Il Palio di Asti

Secondo il cronista Ogerio Alfieri, antenato del più noto Conte Vittorio, la città di Asti, «…nell’anno del Signore 1280 era colma di ricchezze, chiusa da solide e recenti mura e costituita quasi interamente da molti edifici, torri, palazzi e case da poco costruite». Nella descrizione, precisa e puntuale, Ogerio cita le buone qualità dei cittadini astesi giudicandoli «assennati e nobili, ricchi e potenti» e dice che «in caso di necessità la città può contare su seicento cavalieri dotati di due cavalli» mentre «il contado può fornire centosessanta cavalieri dotati di un cavallo o di una cavalla».

Una tale presenza equina sul territorio lasciava spazio anche alla competizione e infatti proprio in quel periodo si ritrovano le prime testimonianze del Palio. La prima notizia certa della corsa risale al 1275 anno in cui Guglielmo Ventura, speziale di professione e cronista per diletto, racconta che gli astigiani corsero il Palio, in segno di scherno, sotto le mura della nemica città di Alba cinta d’assedio «come risulta essere solito ad Asti, durante la festa del Beato Secondo».

Se in quegli anni la “Corsa del Palio” era definita una consuetudine, è probabile dunque che la sua origine debba collocarsi poco dopo l’anno 1000, con regole codificate già dal XIII secolo, periodo di massimo splendore del Comune di Asti. Ciò che invece è certa è la perseveranza con cui gli astigiani hanno sempre lottato per mantenere il privilegio di far correre il Palio dedicato al loro Santo Patrono, dal momento che la corsa viene sempre citata in tutti i trattati, in tutte le alleanze e in tutti i capitoli delle convenzioni con i vari reggenti, padroni o dominatori che si sono da allora succeduti.

 

Nei primi tempi sembra che la corsa si svolgesse “alla tonda”, in un percorso circolare demaniale pressappoco corrispondente all’area delle attuali piazze Alfieri e Libertà, chiamata già in epoca longobarda e carolingia “curriculum”. La costruzione del 1382 di una nuova cittadella fortificata proprio in corrispondenza del curriculum comportò la modifica del Palio in una corsa “alla lunga”, disputata su un percorso lineare di circa due chilometri e mezzo. Con la partenza data all’altezza del Pilone, tuttora esistente all’estremo est della città, i cavalli si lanciavano lungo le strade sterrate che portavano dentro le mura e, attraverso l’arteria principale della città (l’attuale Corso Alfieri) giungevano fino al cuore di Asti, dove di fronte a Palazzo Mazzetti (oggi sede della Pinacoteca civica) era posto l’arrivo.

Per quasi 500 anni il tracciato rimase immutato, fino al 1861 quando fu realizzata la nuova Piazza del Mercato (oggi Campo del Palio) e la Giunta comunale decise che in quel nuovo sito si dovesse tenere la corsa, riportata così “alla tonda”. In quegli anni la corsa perse però la caratteristica di nobile tenzone e diventò una competizione ippica senza alcun richiamo alla tradizionale competizione né significato religioso.
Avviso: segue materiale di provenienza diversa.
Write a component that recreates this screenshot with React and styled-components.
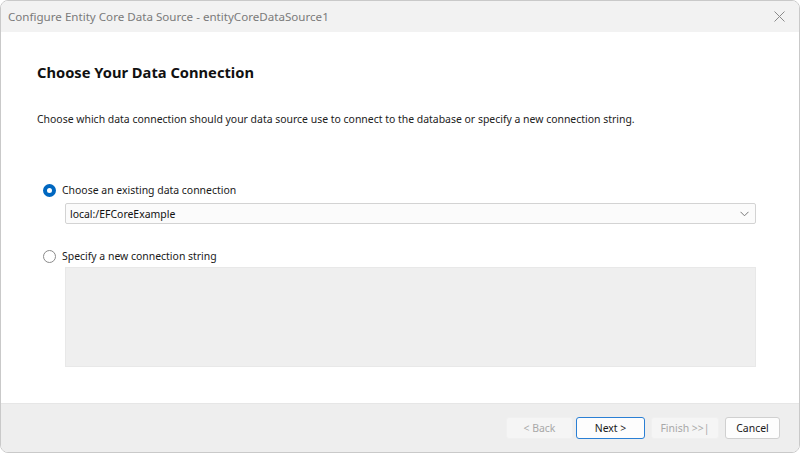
import React from 'react';
import styled, { createGlobalStyle } from 'styled-components';

const GlobalStyle = createGlobalStyle`
  html, body {
    margin: 0;
    padding: 0;
    background: #ffffff;
  }
  body {
    font-family: "Noto Sans", "Open Sans", sans-serif;
  }
`;

const Window = styled.div`
  position: relative;
  box-sizing: border-box;
  width: 800px;
  height: 453px;
  display: flex;
  flex-direction: column;
  border: 1px solid #c9c9c9;
  border-radius: 8px;
  overflow: hidden;
  background: #fff;

  &::before {
    content: '';
    position: absolute;
    top: -1px;
    left: 0;
    width: 398px;
    height: 1px;
    background: #8fbde0;
  }
`;

const TitleBar = styled.div`
  height: 31px;
  flex: none;
  display: flex;
  align-items: center;
  justify-content: space-between;
  padding: 0 14px 0 7px;
  background: #f2f2f2;
`;

const Title = styled.span`
  font-size: 11.6px;
  color: #7a7a7a;
`;

const CloseButton = styled.button`
  border: 0;
  background: none;
  padding: 0;
  display: flex;
  color: #8a8a8a;
`;

const Content = styled.div`
  flex: 1;
  display: flex;
  flex-direction: column;
  padding: 0 43px 0 36px;
`;

const Heading = styled.h1`
  margin: 29px 0 0;
  font-size: 14.7px;
  font-weight: 700;
  color: #111;
  line-height: 22px;
`;

const Description = styled.p`
  margin: 28px 0 0;
  font-size: 10.45px;
  color: #222;
  line-height: 16px;
`;

const Options = styled.div`
  display: flex;
  flex-direction: column;
  margin-top: 55px;
  padding-left: 6px;
`;

const OptionRow = styled.label`
  display: flex;
  align-items: center;
  gap: 6px;
  font-size: 10.45px;
  color: #1a1a1a;
  height: 16px;
  margin-top: ${p => p.$gap || 0}px;
`;

const Radio = styled.span`
  box-sizing: border-box;
  width: 13px;
  height: 13px;
  border-radius: 50%;
  flex: none;
  background: #fff;
  border: ${p => (p.$checked ? '4px solid #0067c0' : '1px solid #8a8a8a')};
`;

const Indent = styled.div`
  margin-left: 22px;
  margin-top: ${p => p.$gap || 0}px;
`;

const Select = styled.div`
  box-sizing: border-box;
  height: 21px;
  display: flex;
  align-items: center;
  justify-content: space-between;
  padding: 0 6px 0 4px;
  border: 1px solid #d3d3d3;
  border-radius: 2px;
  background: #fbfbfb;
  font-size: 10.45px;
  color: #111;
`;

const TextBox = styled.div`
  box-sizing: border-box;
  height: 100px;
  background: #efefef;
  border: 1px solid #e8e8e8;
`;

const Footer = styled.div`
  height: 49px;
  flex: none;
  display: flex;
  align-items: center;
  justify-content: flex-end;
  padding: 0 19px 0 0;
  background: #eeeeee;
  border-top: 1px solid #e6e6e6;
  box-sizing: border-box;
`;

const Button = styled.button`
  box-sizing: border-box;
  width: ${p => p.$w}px;
  height: 22px;
  margin-left: ${p => p.$ml || 0}px;
  border-radius: 3px;
  font-family: inherit;
  font-size: 10.45px;
  padding: 0;
  border: 1px solid ${p => (p.$primary ? '#2a7fd4' : p.disabled ? '#f0f0f0' : '#d0d0d0')};
  background: ${p => (p.disabled ? '#f5f5f5' : '#fdfdfd')};
  color: ${p => (p.disabled ? '#a8a8a8' : '#1a1a1a')};
`;

export default function App() {
  return (
    <>
      <GlobalStyle />
      <Window>
        <TitleBar>
          <Title>Configure Entity Core Data Source - entityCoreDataSource1</Title>
          <CloseButton aria-label="Close">
            <svg width="11" height="11" viewBox="0 0 11 11">
              <path d="M0.5 0.5 L10.5 10.5 M10.5 0.5 L0.5 10.5" stroke="currentColor" strokeWidth="1" fill="none" />
            </svg>
          </CloseButton>
        </TitleBar>
        <Content>
          <Heading>Choose Your Data Connection</Heading>
          <Description>
            Choose which data connection should your data source use to connect to the database or specify a new connection string.
          </Description>
          <Options>
            <OptionRow>
              <Radio $checked />
              Choose an existing data connection
            </OptionRow>
            <Indent $gap={5}>
              <Select>
                local:/EFCoreExample
                <svg width="9" height="6" viewBox="0 0 9 6">
                  <path d="M0.5 0.8 L4.5 4.8 L8.5 0.8" stroke="#777" strokeWidth="1" fill="none" />
                </svg>
              </Select>
            </Indent>
            <OptionRow $gap={24}>
              <Radio />
              Specify a new connection string
            </OptionRow>
            <Indent $gap={3}>
              <TextBox />
            </Indent>
          </Options>
        </Content>
        <Footer>
          <Button $w={67} disabled>&lt; Back</Button>
          <Button $w={69} $ml={3} $primary>Next &gt;</Button>
          <Button $w={68} $ml={6} disabled>Finish &gt;&gt;|</Button>
          <Button $w={55} $ml={6}>Cancel</Button>
        </Footer>
      </Window>
    </>
  );
}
La festa venne richiamata in vita nel 1929 dall’allora Podestà Buronzo, ma dopo pochi anni nel 1936 l’intervento diretto di Mussolini, che riconobbe alla sola Siena il privilegio di chiamare la propria manifestazione col nome di Palio, impose di modificarne la denominazione in «certame cavalleresco», che gli astigiani orgogliosamente rifiutarono decretandone così una nuova sospensione fino al dopoguerra.

 

Nel 1967 il Palio riprende con tutti i crismi della tradizione: si corre nel mese di settembre in un clima più favorevole e con grande partecipazione di pubblico. Per una ventina d’anni la corsa ha ancora luogo in Campo del Palio, ma nel 1988 approda in centro città, nella cornice ancora più suggestiva e coinvolgente di Piazza Alfieri, tornando così sul percorso che aveva alle origini più antiche. In questi ultimi anni il tracciato è stato adeguato, nel rispetto dell’Ordinanza Martini, con tutti gli accorgimenti di carattere tecnico volti a tutelare la sicurezza dei protagonisti della corsa: cavalli e fantini. Mantenendosi sempre al passo con la cultura e la sensibilità dell’epoca, il Palio continua così ancora oggi a raccontare la nostra storia, in una sfida che si rinnova anno dopo anno da quasi 9 secoli.